Now, and since 1973, thanks to Canon Georges Franzi, Monegasque is a compulsory subject until year 10 (US 9th grade). But Claude Passet feels that even though this is positive, it is still not enough: “It’s only two hours a month,” he says, regretfully. “That’s not much. There are only two hours on Monaco’s history and two hours of Monegasque. (…) It’s a pity: pupils learn it as a subject, as if they were learning Latin. They don’t speak it outside of school. But it’s good that they know the language exists, and that they speak it in the playground. (…) It’s the same thing with the Monegasque language competition : the pupils write little texts, but they aren’t published, it’s a shame, they should be!”

SEE ALSO: VIDEO. Learn the basics of the Monegasque language in three minutes

Preserving the culture and identity of Monaco

For his part, Claude Passet would like to give the Academy a second wind: “the Monegasque Language Commission was meant to create a Franco-Monegasque dictionary, which was never completed.
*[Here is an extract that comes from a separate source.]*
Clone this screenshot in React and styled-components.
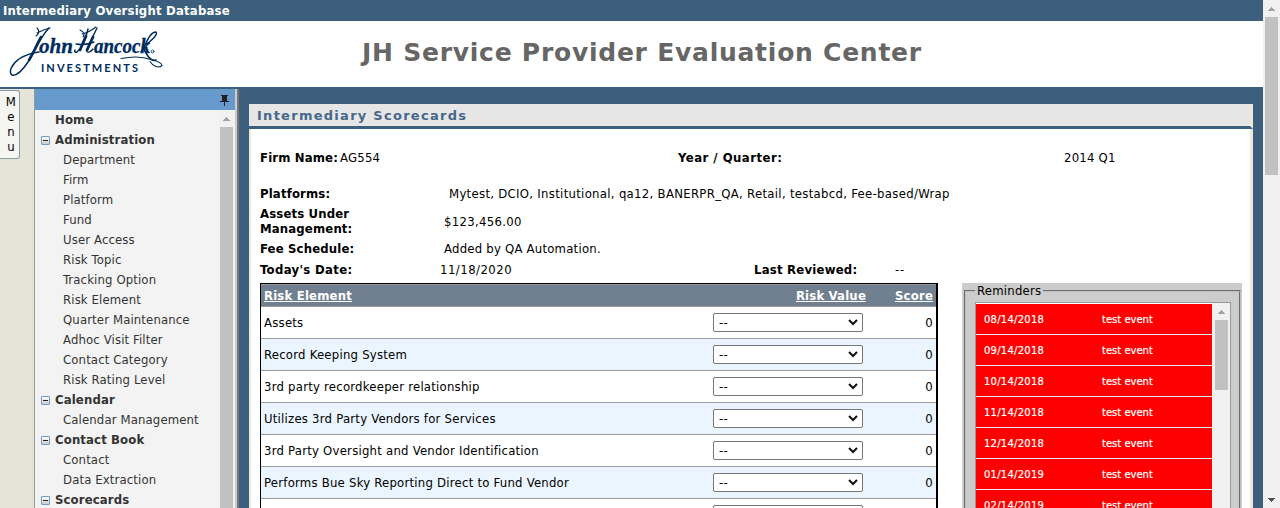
import React from "react";
import styled, { createGlobalStyle } from "styled-components";

const Global = createGlobalStyle`
  * { box-sizing: border-box; }
  html, body, #root { margin: 0; height: 100%; overflow: hidden; }
  body { font-family: "DejaVu Sans Condensed", "DejaVu Sans", sans-serif; font-size: 13px; font-stretch: condensed; letter-spacing: 0.23px; color: #000; background: #3b5f7c; line-height: 15px; }
`;

const Window = styled.div`display: flex; width: 1280px; height: 508px; overflow: hidden;`;
const Page = styled.div`display: flex; flex-direction: column; width: 1263px; height: 508px;`;
const TopBar = styled.div`flex: none; height: 21px; padding: 3px; color: #fff; font-weight: bold; line-height: 15px; letter-spacing: 0.2px;`;
const Banner = styled.header`flex: none; display: flex; height: 66px; background: #fff; margin-bottom: 2px;`;
const Title = styled.h1`margin: 0; padding: 16px 0 0 196px; font-family: "DejaVu Sans", sans-serif; font-stretch: normal; font-size: 25px; line-height: 32px; letter-spacing: 0.75px; color: #666; white-space: nowrap;`;
const Body = styled.div`display: flex; height: 419px;`;

const Rail = styled.div`flex: none; width: 34px; background: #e5e5d7;`;
const MenuTab = styled.div`display: flex; flex-direction: column; align-items: center; width: 20px; height: 69px; margin-top: 1px; padding: 3px 0 0 3px; border: 1px solid #8a9ba5; border-left: 0; border-radius: 0 3px 3px 0; background: #f5f5f2;`;
const Side = styled.nav`flex: none; width: 203px; height: 419px; border-left: 1px solid #999; border-right: 2px solid #ccc; box-shadow: 2px 0 #777; background: #f3f3f3;`;
const SideHead = styled.div`display: flex; justify-content: flex-end; height: 21px; padding: 6px 6px 0 0; background: #69c;`;
const SideBody = styled.div`display: flex; justify-content: space-between; height: 398px;`;
const Tree = styled.div`letter-spacing: 0.13px;`;
const Item = styled.div`display: flex; align-items: center; height: 20px; padding-bottom: 2px; padding-left: ${p => p.$level ? 28 : 6}px; white-space: nowrap; color: #333; font-weight: ${p => p.$level ? "normal" : "bold"};`;
const Toggle = styled.span`display: flex; align-items: center; justify-content: center; width: 9px; height: 9px; margin: 2px 5px 0 0; border: 1px solid ${p => p.$hide ? "transparent" : "#6d9bc8"}; border-radius: 1px; background: ${p => p.$hide ? "none" : "linear-gradient(#fff, #ccc)"}; &::after { content: ""; width: 5px; height: 1px; background: ${p => p.$hide ? "transparent" : "#222"}; }`;

const Scroll = styled.div`flex: none; display: flex; flex-direction: column; align-items: center; width: 17px; height: 100%; background: #f1f1f1;`;
const Arrow = styled.span`flex: none; display: flex; align-items: center; justify-content: center; height: 17px; width: 17px; margin-top: ${p => p.$down ? "auto" : 0};`;
const Thumb = styled.div`width: 13px; height: ${p => p.$h}px; background: #c1c1c1;`;

const Panel = styled.main`display: flex; flex-direction: column; width: 1004px; height: 404px; margin: 15px 0 0 12px;`;
const PanelHead = styled.h2`flex: none; height: 25px; margin: 0; padding: 4px 8px 3px; font-family: "DejaVu Sans", sans-serif; font-stretch: normal; font-size: 13px; line-height: 15px; letter-spacing: 1.27px; color: #46688a; background: #e6e6e6; border-bottom: 3px solid #3b5f7c; border-right: 3px solid #ece9d8;`;
const PanelBody = styled.div`height: 379px; padding: 0 8px 0 9px; background: #fff; border-left: 2px solid #ece9d8; border-right: 3px solid #ece9d8;`;
const Info = styled.div`display: flex; align-items: center; height: ${p => p.$h}px; margin-top: ${p => p.$mt || 0}px; white-space: nowrap;`;
const Label = styled.b`flex: none; width: ${p => p.$w}px; letter-spacing: ${p => p.$ls || 0.15}px; white-space: pre-line;`;
const Value = styled.span`flex: none; width: ${p => p.$w ? p.$w + "px" : "auto"}; letter-spacing: ${p => p.$ls || 0.22}px;`;
const Columns = styled.div`display: flex; gap: 24px; margin-top: 4px;`;
const Grid = styled.div`width: 678px; border: solid #000; border-width: 1px 2px 0 1px;`;
const GridHead = styled.div`display: grid; grid-template-columns: 1fr auto 67px; height: 23px; padding: 3px 3px 0; border: solid #999; border-width: 1px 0 1px; background: #708090; color: #fff; font-weight: bold; text-decoration: underline; letter-spacing: 0.18px; & > :last-child { text-align: right; }`;
const GridRow = styled.div`display: grid; grid-template-columns: 1fr 150px 70px; align-items: center; height: 32px; padding: 0 3px; border-bottom: 1px solid #999; background: ${p => p.$alt ? "#ebf5ff" : "#fff"}; & > :last-child { text-align: right; }`;
const Select = styled.div`display: flex; align-items: center; justify-content: space-between; height: 19px; padding: 0 4px 0 5px; border: 1px solid #767676; border-radius: 2px; background: #fff;`;

const Reminders = styled.section`width: 280px; height: 225px; padding: 0 2px; background: #ccc;`;
const Field = styled.fieldset`height: 260px; margin: 0; padding: 4px 8px 0 9px; border: 2px groove #c0c0c0;`;
const Legend = styled.legend`padding: 0 2px;`;
const EventBox = styled.div`display: flex; width: 256px; height: 240px; border: 1px solid #999; background: #fff;`;
const Events = styled.div`width: 237px; padding-top: 1px;`;
const Event = styled.div`display: grid; grid-template-columns: 118px 1fr; align-items: center; width: 236px; height: 31px; padding-left: 8px; border-bottom: 1px solid #e9e9e9; background: #f00; color: #fff; font-family: "DejaVu Sans", sans-serif; font-stretch: normal; font-size: 10px; letter-spacing: 0; -webkit-text-stroke: 0.2px #fff; & > :first-child { letter-spacing: 0.25px; }`;

const Up = ({ c = "#a3a3a3" }) => <svg width="7" height="4" shapeRendering="crispEdges"><path d="M3 0h1v1h1v1h1v1h1v1H0V3h1V2h1V1h1z" fill={c} /></svg>;
const Down = () => <svg width="7" height="4" shapeRendering="crispEdges"><path d="M0 0h7v1H6v1H5v1H4v1H3V3H2V2H1V1H0z" fill="#505050" /></svg>;

const Logo = () => (
  <svg width="166" height="66" viewBox="0 21 166 66" fill="none" stroke="#002b5c" strokeLinecap="round" letterSpacing="0">
    <path d="M37 28c3 3 2 6-1 8M37 33c4-2 8-4 13-5" strokeWidth="1.1" />
    <path d="M49 28C40 37 36 50 28 62C22 71 16 76 12 75C8 72 12 64 19 59C25 55 32 53 39 52" strokeWidth="1.5" />
    <path d="M41 37C37 44 34 52 29 60" strokeWidth="2.6" />
    <path d="M80 30c4 2 5 4 3 7M82 34c5-1 10-4 14-7" strokeWidth="1.1" />
    <path d="M88 29C86 38 82 48 77 52C75 53 74 51 75 50M97 28C93 36 90 43 87 50c-1 3 3 3 6-1" strokeWidth="1.4" />
    <path d="M86 36l-6 14M93 37l-6 13" strokeWidth="2.8" />
    <path d="M76 44c6 1 11 1 18-2" strokeWidth="1.4" />
    <path d="M141 52C146 45 149 32 156 32C159 34 149 43 145 45" strokeWidth="1.4" />
    <path d="M143 46C145 54 151 62 156 60" strokeWidth="1.6" />
    <path d="M121 58.500c10-2 22-2 30 1c8 2 11 4 11 6c-3 3-9 1-12-4" strokeWidth="1.1" />
    <circle cx="152.500" cy="51.500" r="1.500" strokeWidth="0.8" />
    <g fill="#002b5c" strokeWidth="0.3">
      <text x="39" y="53" fontFamily="Liberation Serif" fontStyle="italic" fontWeight="bold" fontSize="21" textLength="34" lengthAdjust="spacingAndGlyphs">ohn</text>
      <text x="94" y="53" fontFamily="Liberation Serif" fontStyle="italic" fontWeight="bold" fontSize="20" textLength="56" lengthAdjust="spacingAndGlyphs">ancock</text>
      <text x="41" y="72" stroke="none" fontFamily="Lato" fontSize="11" fontWeight="bold" textLength="97">INVESTMENTS</text>
    </g>
  </svg>
);
const Pin = () => <svg width="9" height="12" viewBox="0 0 9 12"><path d="M1 0h7v1H7v5h2v1H5v4H4V7H0V6h2V1H1z" fill="#222" /></svg>;

const menu = ["*Home", "*Administration", "Department", "Firm", "Platform", "Fund", "User Access", "Risk Topic", "Tracking Option", "Risk Element", "Quarter Maintenance", "Adhoc Visit Filter", "Contact Category", "Risk Rating Level", "*Calendar", "Calendar Management", "*Contact Book", "Contact", "Data Extraction", "*Scorecards"];
const risks = ["Assets", "Record Keeping System", "3rd party recordkeeper relationship", "Utilizes 3rd Party Vendors for Services", "3rd Party Oversight and Vendor Identification", "Performs Bue Sky Reporting Direct to Fund Vendor"];
const dates = ["08/14/2018", "09/14/2018", "10/14/2018", "11/14/2018", "12/14/2018", "01/14/2019", "02/14/2019"];

const RiskRow = ({ name, score, value, alt }) => (
  <GridRow $alt={alt}>
    <span>{name}</span>
    <Select><span>{value}</span><svg width="10" height="7" viewBox="0 0 10 7"><path d="M1 1l4 4 4-4" fill="none" stroke="#111" strokeWidth="2" /></svg></Select>
    <span>{score}</span>
  </GridRow>
);

export default function App() {
  return (
    <Window>
      <Global />
      <Page>
        <TopBar>Intermediary Oversight Database</TopBar>
        <Banner><Logo /><Title>JH Service Provider Evaluation Center</Title></Banner>
        <Body>
          <Rail><MenuTab>{[..."Menu"].map(c => <span key={c}>{c}</span>)}</MenuTab></Rail>
          <Side>
            <SideHead><Pin /></SideHead>
            <SideBody>
              <Tree>{menu.map(m => m[0] === "*"
                ? <Item key={m}><Toggle $hide={m === "*Home"} />{m.slice(1)}</Item>
                : <Item key={m} $level={1}>{m}</Item>)}</Tree>
              <Scroll><Arrow><Up /></Arrow><Thumb $h={381} /></Scroll>
            </SideBody>
          </Side>
          <Panel>
            <PanelHead>Intermediary Scorecards</PanelHead>
            <PanelBody>
              <Info $h={20} $mt={18}><Label $w={80}>Firm Name:</Label><Value $w={338}>AG554</Value><Label $w={386} $ls={0.48}>Year / Quarter:</Label><Value>2014 Q1</Value></Info>
              <Info $h={20} $mt={16}><Label $w={189}>Platforms:</Label><Value $ls={0.3}>Mytest, DCIO, Institutional, qa12, BANERPR_QA, Retail, testabcd, Fee-based/Wrap</Value></Info>
              <Info $h={34} $mt={1}><Label $w={184}>{"Assets Under\nManagement:"}</Label><Value $ls={0.3}>$123,456.00</Value></Info>
              <Info $h={20}><Label $w={184}>Fee Schedule:</Label><Value>Added by QA Automation.</Value></Info>
              <Info $h={20} $mt={1}><Label $w={180} $ls={0.33}>Today's Date:</Label><Value $w={314} $ls={0.47}>11/18/2020</Value><Label $w={141} $ls={0.22}>Last Reviewed:</Label><Value $ls={0.7}>--</Value></Info>
              <Columns>
                <Grid>
                  <GridHead><span>Risk Element</span><span>Risk Value</span><span>Score</span></GridHead>
                  {risks.map((r, i) => <RiskRow key={r} name={r} value="--" score="0" alt={i % 2} />)}
                  <RiskRow />
                </Grid>
                <Reminders>
                  <Field><Legend>Reminders</Legend>
                    <EventBox>
                      <Events>{dates.map(d => <Event key={d}><span>{d}</span><span>test event</span></Event>)}</Events>
                      <Scroll><Arrow><Up /></Arrow><Thumb $h={70} /></Scroll>
                    </EventBox>
                  </Field>
                </Reminders>
              </Columns>
            </PanelBody>
          </Panel>
        </Body>
      </Page>
      <Scroll><Arrow><Up /></Arrow><Thumb $h={158} /><Arrow $down><Down /></Arrow></Scroll>
    </Window>
  );
}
I would love to see this project restarted, but also to bring fresh blood into the Academy. There have been attempts to attract younger people. For example, the Academy of Music tried to create a choir that would sing in Monegasque, but it only lasted for one year. There was also talk of launching a Monegasque bistro, so that people could meet in a bar and speak Monegasque, but Covid put a stop to the project. It would be good to get that going. If we want a language to continue, even if it is not a perfect or literary language, we need to speak it.”

For Claude, and for the Academy, preserving regional languages – in the Principality or elsewhere – is important in many ways. “We must make sure that the language is not lost: a language is part of a country’s culture, its identity. If you lose your language, you lose a bit of your identity”, he believes, also noting that Monegasque used to have varieties.

SEE ALSO: Have your say! Your opinions and memories about the Monegasque language

“In Monaco, there wasn’t just one Monegasque language: there was the Monaco-Ville version of Monegasque, which was spoken in La Condamine, and the Saint-Roman Monegasque, which was more popular and similar to the Provençal of Roquebrune and Menton. (…) Today, Monegasque is a silent language, spoken only in the classroom. However, it’s dangerous when a language is only spoken.”

But Claude Passet is not giving up hope: through conferences, publications and future projects, he hopes that the new generations will gradually rediscover the desire to learn the language, which, far from being just a dialect, is an integral part of the Principality’s cultural and historical heritage, echoing, once again, the words of Prince Rainier III: “to let a language die is to tarnish forever the deepest soul of a people, it is to renounce forever one of the most precious legacies of its past.”